British journalist and broadcaster

Helena Merriman is a journalist and broadcaster. She is the creator of the BBC Radio 4 podcast Tunnel 29 and author of the book of the same title.

==Tunnel 29==
Tunnel 29 was a 10-part podcast series, launched by the BBC in October 2019, revealing how a group of young men tunnelled under the Berlin Wall in the early 1960s to smuggle people out of East Berlin. The podcast had over 3 million listeners. It won the Best Radio Podcast and Best Moment awards at the British Podcast Awards 2020: "A beautifully crafted and well-timed podcast that tunnelled right into our hearts. The series gathered TV and press coverage across the world, and helped bring the medium – and an incredible story – to a brand new audience. Brilliant work."

The book Tunnel 29: The True Story of an Extraordinary Escape Beneath the Berlin Wall was published by Hodder & Stoughton in 2021 to coincide with the 60th anniversary of the building of the Berlin Wall. It was named one of The Economists best books of 2021. Writing in The Guardian, Philip Oltermann described the book as a "thrilling page-turner".

The television rights were acquired by Sister. Other bidders included See-Saw, Temple Hill and Endeavor

==Personal life==
Merriman attended Alleyn's School, an independent school in Dulwich, London. She is married with two children. She lives in London.

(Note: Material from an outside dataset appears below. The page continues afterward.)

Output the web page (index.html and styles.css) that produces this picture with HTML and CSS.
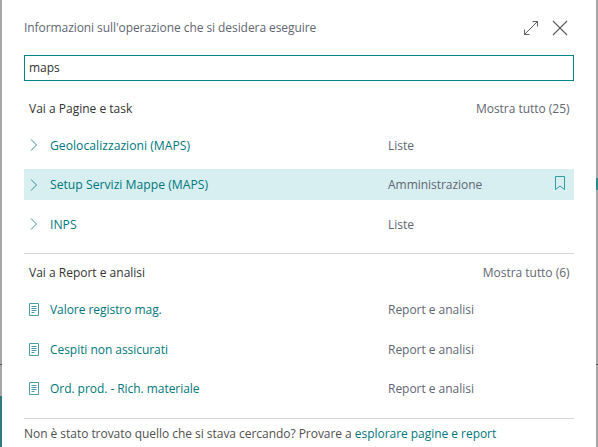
FILE: index.html
```html
<!DOCTYPE html>
<html lang="it">
<head>
<meta charset="utf-8">
<title>Ricerca</title>
<link rel="stylesheet" href="styles.css">
</head>
<body>
<div class="page">
<aside class="edge edge-left"></aside>
<main class="dialog">
  <header class="top">
    <span class="prompt">Informazioni sull'operazione che si desidera eseguire</span>
    <span class="actions">
      <svg class="ico-expand" width="16" height="16" viewBox="0 0 16 16"><path d="M1.500 14.500 14.500 1.500M9.500 1.500h5v5M1.500 9.500v5h5" fill="none" stroke="#605e5c" stroke-width="1"/></svg>
      <svg class="ico-close" width="16" height="16" viewBox="0 0 16 16"><path d="M1 1 15 15M15 1 1 15" fill="none" stroke="#605e5c" stroke-width="1.200"/></svg>
    </span>
  </header>
  <div class="search">maps</div>
  <section class="group">
    <div class="group-head"><strong>Vai a Pagine e task</strong><span class="show-all">Mostra tutto (25)</span></div>
    <div class="row"><svg class="chev" width="8" height="12" viewBox="0 0 8 12"><path d="M1 .5 6.500 6 1 11.500" fill="none" stroke="#2f8f94" stroke-width="1"/></svg><span class="name">Geolocalizzazioni (MAPS)</span><span class="cat">Liste</span></div>
    <div class="row active"><svg class="chev" width="8" height="12" viewBox="0 0 8 12"><path d="M1 .5 6.500 6 1 11.500" fill="none" stroke="#2f8f94" stroke-width="1"/></svg><span class="name">Setup Servizi Mappe (MAPS)</span><span class="cat">Amministrazione</span><svg class="mark" width="10" height="14" viewBox="0 0 10 14"><path d="M.5.500h9v13L5 10 .5 13.500Z" fill="none" stroke="#2e9ca3" stroke-width="1"/></svg></div>
    <div class="row"><svg class="chev" width="8" height="12" viewBox="0 0 8 12"><path d="M1 .5 6.500 6 1 11.500" fill="none" stroke="#2f8f94" stroke-width="1"/></svg><span class="name">INPS</span><span class="cat">Liste</span></div>
  </section>
  <section class="group second">
    <div class="group-head"><strong>Vai a Report e analisi</strong><span class="show-all">Mostra tutto (6)</span></div>
    <div class="row"><svg class="doc" width="10" height="13" viewBox="0 0 10 13"><path d="M.5.500h9v12h-9ZM2.500 3.500h5M2.500 5.500h5M2.500 7.500h5M2.500 9.500h3" fill="none" stroke="#4b9fa3" stroke-width="1"/></svg><span class="name">Valore registro mag.</span><span class="cat">Report e analisi</span></div>
    <div class="row"><svg class="doc" width="10" height="13" viewBox="0 0 10 13"><path d="M.5.500h9v12h-9ZM2.500 3.500h5M2.500 5.500h5M2.500 7.500h5M2.500 9.500h3" fill="none" stroke="#4b9fa3" stroke-width="1"/></svg><span class="name">Cespiti non assicurati</span><span class="cat">Report e analisi</span></div>
    <div class="row"><svg class="doc" width="10" height="13" viewBox="0 0 10 13"><path d="M.5.500h9v12h-9ZM2.500 3.500h5M2.500 5.500h5M2.500 7.500h5M2.500 9.500h3" fill="none" stroke="#4b9fa3" stroke-width="1"/></svg><span class="name">Ord. prod. - Rich. materiale</span><span class="cat">Report e analisi</span></div>
  </section>
  <footer class="foot">Non è stato trovato quello che si stava cercando? Provare a <a class="link">esplorare pagine e report</a></footer>
</main>
<aside class="edge edge-right"></aside>
</div>
</body>
</html>
```
FILE: styles.css
```css
html, body { margin: 0; padding: 0; height: 100%; overflow: hidden; background: #fff; }
body { font-family: "Open Sans", "Liberation Sans", sans-serif; font-size: 12px; color: #505050; }
.page { display: flex; width: 598px; height: 447px; }
.edge { flex: none; width: 2px; background: #a6a6a6; }
.edge-left { background: linear-gradient(#2e7a80, #2e7a80) 0 396px / 100% 51px no-repeat, linear-gradient(#555, #555) 0 364px / 100% 1px no-repeat, #a6a6a6; }
.edge-right { background: linear-gradient(#555, #555) 0 364px / 100% 1px no-repeat, linear-gradient(#2e8a90, #2e8a90) 0 178px / 100% 12px no-repeat, #a6a6a6; }
.dialog { flex: 1; min-width: 0; background: #fff; padding: 0 22px; display: flex; flex-direction: column; }
.top { height: 55px; display: flex; align-items: center; justify-content: space-between; }
.prompt { color: #5f6672; letter-spacing: -.07px; }
.actions { display: flex; align-items: center; gap: 13px; padding-right: 6px; }
.search { height: 24px; border: 1px solid #008489; line-height: 24px; padding-left: 4px; color: #333; }
.group-head { height: 30px; margin-top: 12px; margin-bottom: 6.5px; display: flex; align-items: center; justify-content: space-between; padding: 0 4.5px 0 5px; }
.group-head strong { font-weight: 400; color: #333; }
.show-all { color: #5f6672; letter-spacing: -.03px; }
.row { height: 31px; margin-bottom: 8.5px; display: flex; align-items: center; position: relative; }
.row:last-child { margin-bottom: 13.5px; }
.chev { margin-left: 6px; flex: none; }
.doc { margin-left: 5px; flex: none; }
.name { color: #00777c; margin-left: 12px; width: 338px; flex: none; font-size: 12.2px; }
.doc + .name { margin-left: 11px; font-size: 12px; letter-spacing: -.05px; }
.cat { color: #5f6672; letter-spacing: -.03px; }
.active { background: #d7eff0; }
.mark { position: absolute; right: 9px; top: 7px; }
.second { border-top: 1px solid #d6d6d6; }
.second .group-head { margin-top: 3px; margin-bottom: 7px; }
.second .row:last-child { margin-bottom: 14px; }
.foot { border-top: 1px solid #d6d6d6; padding-top: 6px; letter-spacing: -.04px; }
.link { color: #00777c; }
```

In 2018, Merriman was diagnosed with otosclerosis, a genetic condition that causes loss of hearing. The condition, affecting the hearing in her right ear, was brought on after the birth of her second child. After an operation to restore her hearing, she is able to hear again but suffers with extreme tinnitus. The problem was the genesis of an idea for Room 5, a podcast.